> AIM OF THE EXERCISE: Looking through the listing, how many of its lines hold the word "that"? Answer with only the number.

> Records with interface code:
>>>

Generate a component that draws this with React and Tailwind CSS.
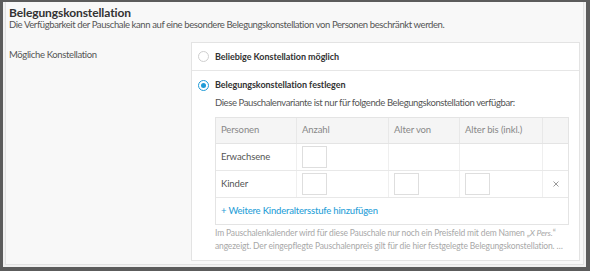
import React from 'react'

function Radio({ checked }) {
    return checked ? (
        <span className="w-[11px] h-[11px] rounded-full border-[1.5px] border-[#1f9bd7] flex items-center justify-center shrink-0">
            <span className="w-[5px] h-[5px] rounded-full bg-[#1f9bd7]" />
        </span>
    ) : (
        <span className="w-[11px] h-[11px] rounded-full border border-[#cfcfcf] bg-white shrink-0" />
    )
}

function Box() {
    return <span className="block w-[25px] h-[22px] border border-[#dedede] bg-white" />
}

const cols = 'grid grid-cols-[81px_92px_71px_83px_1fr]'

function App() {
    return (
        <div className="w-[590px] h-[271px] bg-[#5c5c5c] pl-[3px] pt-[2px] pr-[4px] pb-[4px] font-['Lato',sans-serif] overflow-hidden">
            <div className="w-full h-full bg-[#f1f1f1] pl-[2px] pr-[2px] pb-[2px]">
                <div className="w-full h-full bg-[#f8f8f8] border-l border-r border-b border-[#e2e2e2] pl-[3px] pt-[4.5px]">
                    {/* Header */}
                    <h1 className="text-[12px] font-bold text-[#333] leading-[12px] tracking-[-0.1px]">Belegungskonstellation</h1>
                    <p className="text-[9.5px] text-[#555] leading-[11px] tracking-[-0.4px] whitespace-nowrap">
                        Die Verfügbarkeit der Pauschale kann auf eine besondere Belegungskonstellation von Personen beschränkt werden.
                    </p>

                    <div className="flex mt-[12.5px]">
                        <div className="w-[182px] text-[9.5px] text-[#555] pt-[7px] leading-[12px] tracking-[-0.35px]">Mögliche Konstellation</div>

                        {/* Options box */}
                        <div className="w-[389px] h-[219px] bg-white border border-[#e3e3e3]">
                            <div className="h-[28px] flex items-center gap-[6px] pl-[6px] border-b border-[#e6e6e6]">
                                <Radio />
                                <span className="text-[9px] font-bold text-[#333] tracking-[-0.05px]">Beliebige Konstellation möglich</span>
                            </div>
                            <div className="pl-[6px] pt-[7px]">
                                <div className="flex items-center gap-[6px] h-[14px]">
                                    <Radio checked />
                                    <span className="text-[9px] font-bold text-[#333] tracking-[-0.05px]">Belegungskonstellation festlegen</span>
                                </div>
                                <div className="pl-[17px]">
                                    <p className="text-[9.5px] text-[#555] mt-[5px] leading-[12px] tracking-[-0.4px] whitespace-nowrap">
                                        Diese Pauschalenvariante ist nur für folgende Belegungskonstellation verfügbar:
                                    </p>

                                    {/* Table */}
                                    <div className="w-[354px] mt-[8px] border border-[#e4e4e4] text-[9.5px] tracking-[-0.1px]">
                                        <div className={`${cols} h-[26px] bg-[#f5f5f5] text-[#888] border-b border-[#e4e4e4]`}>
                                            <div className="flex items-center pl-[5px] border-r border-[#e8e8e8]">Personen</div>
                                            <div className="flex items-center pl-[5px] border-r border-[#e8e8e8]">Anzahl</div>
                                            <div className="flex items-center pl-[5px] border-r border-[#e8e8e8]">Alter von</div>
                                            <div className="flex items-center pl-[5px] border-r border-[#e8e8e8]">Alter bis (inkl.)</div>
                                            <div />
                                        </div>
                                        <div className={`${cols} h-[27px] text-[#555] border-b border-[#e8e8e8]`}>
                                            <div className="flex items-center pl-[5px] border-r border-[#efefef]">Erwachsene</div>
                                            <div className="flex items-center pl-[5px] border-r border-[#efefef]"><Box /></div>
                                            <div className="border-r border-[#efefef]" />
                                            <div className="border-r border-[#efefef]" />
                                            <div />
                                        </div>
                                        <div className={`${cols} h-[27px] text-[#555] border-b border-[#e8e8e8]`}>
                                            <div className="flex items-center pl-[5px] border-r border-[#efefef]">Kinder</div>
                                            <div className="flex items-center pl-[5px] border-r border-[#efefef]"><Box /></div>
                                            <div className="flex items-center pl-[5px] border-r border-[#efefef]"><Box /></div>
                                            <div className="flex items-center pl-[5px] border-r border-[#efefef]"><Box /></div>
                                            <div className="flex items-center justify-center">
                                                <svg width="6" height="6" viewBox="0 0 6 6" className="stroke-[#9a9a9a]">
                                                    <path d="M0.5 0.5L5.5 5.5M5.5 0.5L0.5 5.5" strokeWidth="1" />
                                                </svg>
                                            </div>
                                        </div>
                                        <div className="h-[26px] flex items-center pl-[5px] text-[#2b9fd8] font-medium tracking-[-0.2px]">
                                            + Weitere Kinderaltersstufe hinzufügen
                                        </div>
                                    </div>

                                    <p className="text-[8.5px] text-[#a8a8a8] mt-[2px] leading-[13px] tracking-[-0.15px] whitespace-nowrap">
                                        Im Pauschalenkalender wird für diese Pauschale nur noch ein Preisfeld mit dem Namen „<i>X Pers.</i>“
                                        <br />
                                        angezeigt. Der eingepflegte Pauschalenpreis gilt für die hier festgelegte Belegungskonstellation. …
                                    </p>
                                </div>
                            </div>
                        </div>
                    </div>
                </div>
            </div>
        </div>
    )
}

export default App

<<<
>>>

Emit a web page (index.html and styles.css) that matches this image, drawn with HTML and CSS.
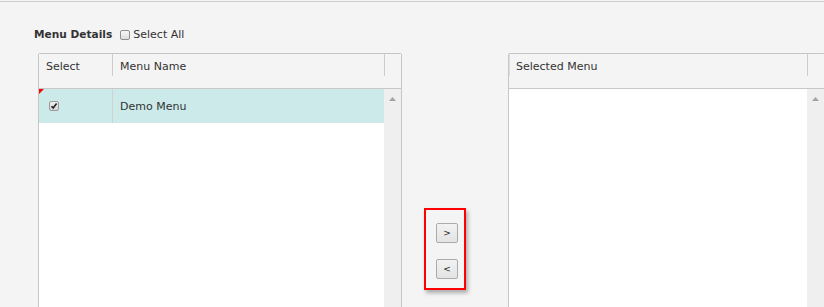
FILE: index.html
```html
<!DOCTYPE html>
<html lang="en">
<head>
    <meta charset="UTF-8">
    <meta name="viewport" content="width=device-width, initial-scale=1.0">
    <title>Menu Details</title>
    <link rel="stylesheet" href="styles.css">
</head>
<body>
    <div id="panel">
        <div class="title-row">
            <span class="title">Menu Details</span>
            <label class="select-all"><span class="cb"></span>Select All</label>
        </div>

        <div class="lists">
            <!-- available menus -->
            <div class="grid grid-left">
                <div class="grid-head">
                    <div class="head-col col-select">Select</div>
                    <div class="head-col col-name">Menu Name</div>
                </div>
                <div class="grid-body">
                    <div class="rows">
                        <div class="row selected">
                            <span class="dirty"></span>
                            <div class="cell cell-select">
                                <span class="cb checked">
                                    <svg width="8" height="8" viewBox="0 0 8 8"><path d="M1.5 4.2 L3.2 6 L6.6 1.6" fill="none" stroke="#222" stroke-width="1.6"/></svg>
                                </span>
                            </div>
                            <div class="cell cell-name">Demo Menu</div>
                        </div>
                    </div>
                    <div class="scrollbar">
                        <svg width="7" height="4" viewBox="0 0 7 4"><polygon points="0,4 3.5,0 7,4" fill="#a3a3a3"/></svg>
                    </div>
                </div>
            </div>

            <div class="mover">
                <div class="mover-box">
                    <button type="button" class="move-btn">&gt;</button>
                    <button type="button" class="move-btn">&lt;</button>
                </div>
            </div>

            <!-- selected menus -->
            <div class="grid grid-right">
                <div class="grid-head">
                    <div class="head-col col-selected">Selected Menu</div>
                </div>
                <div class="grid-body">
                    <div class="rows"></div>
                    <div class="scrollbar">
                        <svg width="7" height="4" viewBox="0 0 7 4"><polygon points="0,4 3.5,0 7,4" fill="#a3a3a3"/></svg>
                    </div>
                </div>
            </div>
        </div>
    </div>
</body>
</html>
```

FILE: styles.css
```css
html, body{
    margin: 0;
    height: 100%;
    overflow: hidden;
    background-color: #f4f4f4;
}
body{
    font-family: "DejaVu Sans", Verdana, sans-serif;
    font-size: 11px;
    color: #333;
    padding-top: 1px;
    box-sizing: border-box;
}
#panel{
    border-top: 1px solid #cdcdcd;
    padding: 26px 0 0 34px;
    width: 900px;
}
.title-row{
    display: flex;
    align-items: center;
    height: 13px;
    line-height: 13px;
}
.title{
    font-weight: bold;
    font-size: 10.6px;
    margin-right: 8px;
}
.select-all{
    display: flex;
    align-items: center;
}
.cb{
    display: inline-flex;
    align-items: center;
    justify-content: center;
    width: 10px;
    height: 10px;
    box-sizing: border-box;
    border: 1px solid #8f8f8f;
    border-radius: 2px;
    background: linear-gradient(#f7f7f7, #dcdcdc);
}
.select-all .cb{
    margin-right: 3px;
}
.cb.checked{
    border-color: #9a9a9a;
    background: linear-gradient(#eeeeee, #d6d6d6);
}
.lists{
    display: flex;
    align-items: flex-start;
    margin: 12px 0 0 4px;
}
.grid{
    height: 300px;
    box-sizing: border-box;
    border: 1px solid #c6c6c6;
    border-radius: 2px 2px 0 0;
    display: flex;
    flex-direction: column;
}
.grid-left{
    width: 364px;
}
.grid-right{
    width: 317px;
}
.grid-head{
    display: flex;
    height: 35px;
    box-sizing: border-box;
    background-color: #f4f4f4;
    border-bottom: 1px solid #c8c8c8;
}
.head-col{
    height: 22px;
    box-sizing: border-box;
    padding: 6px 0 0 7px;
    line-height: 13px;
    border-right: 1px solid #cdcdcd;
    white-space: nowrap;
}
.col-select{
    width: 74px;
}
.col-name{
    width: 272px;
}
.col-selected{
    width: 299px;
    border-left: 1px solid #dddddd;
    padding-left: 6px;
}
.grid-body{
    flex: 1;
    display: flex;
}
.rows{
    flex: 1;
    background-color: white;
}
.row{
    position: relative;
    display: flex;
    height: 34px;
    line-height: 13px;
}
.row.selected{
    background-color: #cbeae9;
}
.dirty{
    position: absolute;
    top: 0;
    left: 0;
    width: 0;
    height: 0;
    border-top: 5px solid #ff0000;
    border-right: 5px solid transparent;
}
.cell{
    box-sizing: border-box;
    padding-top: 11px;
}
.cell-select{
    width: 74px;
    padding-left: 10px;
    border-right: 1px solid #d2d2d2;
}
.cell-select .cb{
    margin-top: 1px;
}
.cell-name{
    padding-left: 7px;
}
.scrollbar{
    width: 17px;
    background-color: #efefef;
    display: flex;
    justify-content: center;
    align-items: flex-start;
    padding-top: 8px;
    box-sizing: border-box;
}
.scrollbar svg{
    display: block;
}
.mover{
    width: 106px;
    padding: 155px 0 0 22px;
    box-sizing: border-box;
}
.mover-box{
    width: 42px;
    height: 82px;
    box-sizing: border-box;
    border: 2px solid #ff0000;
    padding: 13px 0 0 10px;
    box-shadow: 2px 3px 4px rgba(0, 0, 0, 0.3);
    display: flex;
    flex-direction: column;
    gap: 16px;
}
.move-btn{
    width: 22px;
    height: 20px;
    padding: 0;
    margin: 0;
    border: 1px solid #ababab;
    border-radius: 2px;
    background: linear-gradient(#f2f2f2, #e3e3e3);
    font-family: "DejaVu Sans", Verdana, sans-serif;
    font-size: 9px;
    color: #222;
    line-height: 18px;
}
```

<<<

> SOLUTION: 2